Abstract

In remanding Federal Energy Regulatory Commission (FERC) Order 436, the US. Court of Appeals for the District of Columbia Circuit did not require the FERC to issue a new policy on “take‐or‐pay” contracts between interstate pipelines and natural gas producers. The court asked only that the FERC meet the standard of “reasoned decision making.” FERC Order 500, in proposing the mechanism of cross‐contract crediting to reformulate take‐or‐pay contracts, went far beyond the court's decision.Take‐or‐pay contracts are but one component of an interrelated set of long‐run commitments by both pipelines and gas producers upstream and downstream. The FERC's abrogating take‐or‐pay contracts would reverberate beyond the immediate consequences for pipelines and producers.
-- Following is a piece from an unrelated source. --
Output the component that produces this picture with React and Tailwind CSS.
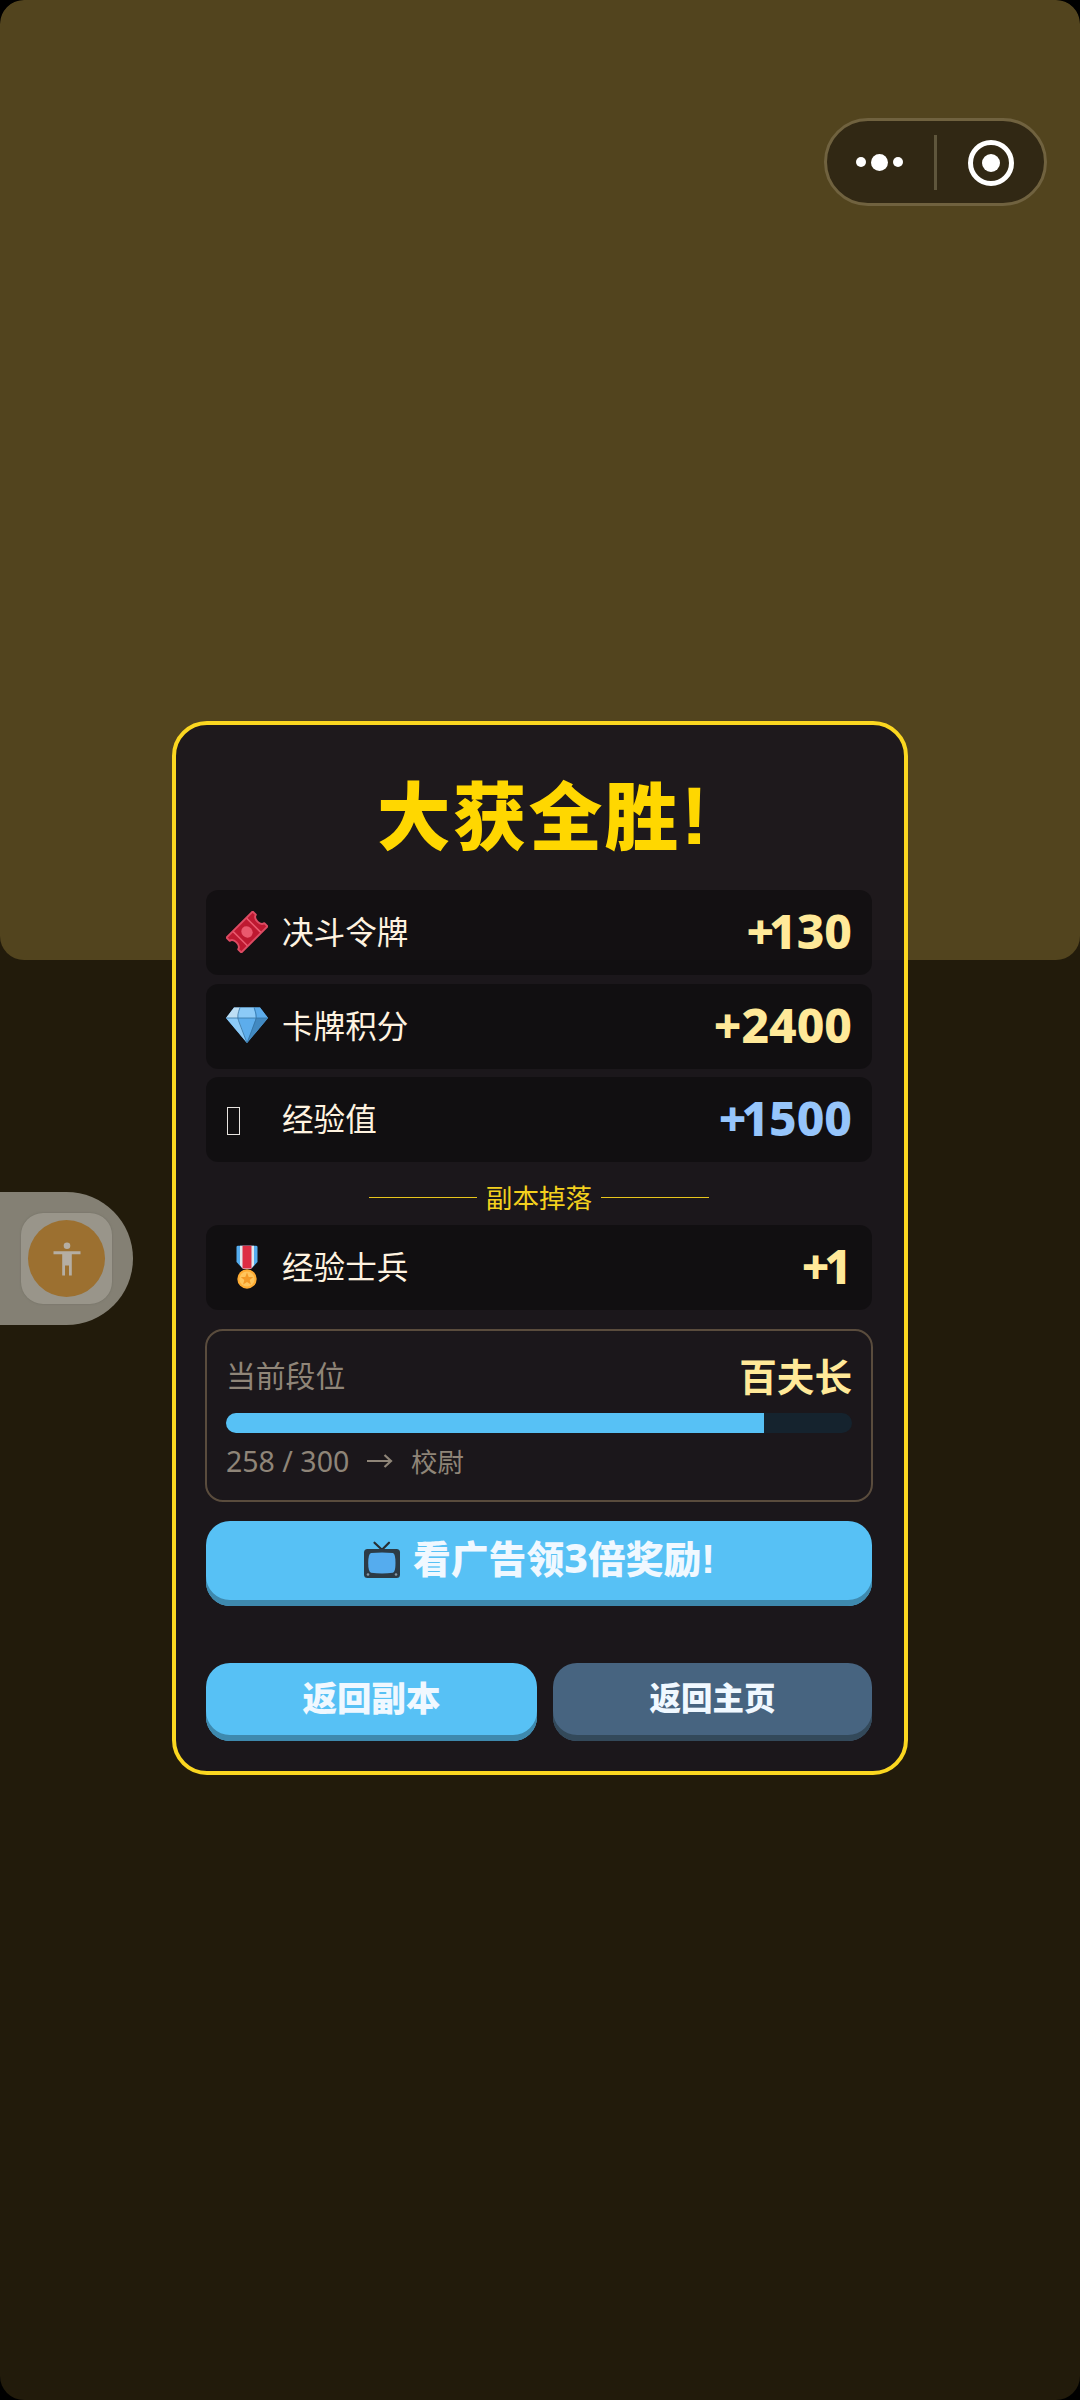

Implementing Order 500 would change the conditions under which gas producers explore, develop, and extract. It would influence the terms of future lease and royalty contracts with owners of mineral rights, and it would have adverse consequences for end users of gas. Evidence exists that promulgating Order 500 increased spot gas prices. Most take‐or‐pay problems have been resolved through voluntary renegotiation by the parties. Nullifying the remaining contracts through regulation will not accomplish the pro‐competitive goals that have guided the FERC's natural gas policy during the 1980s.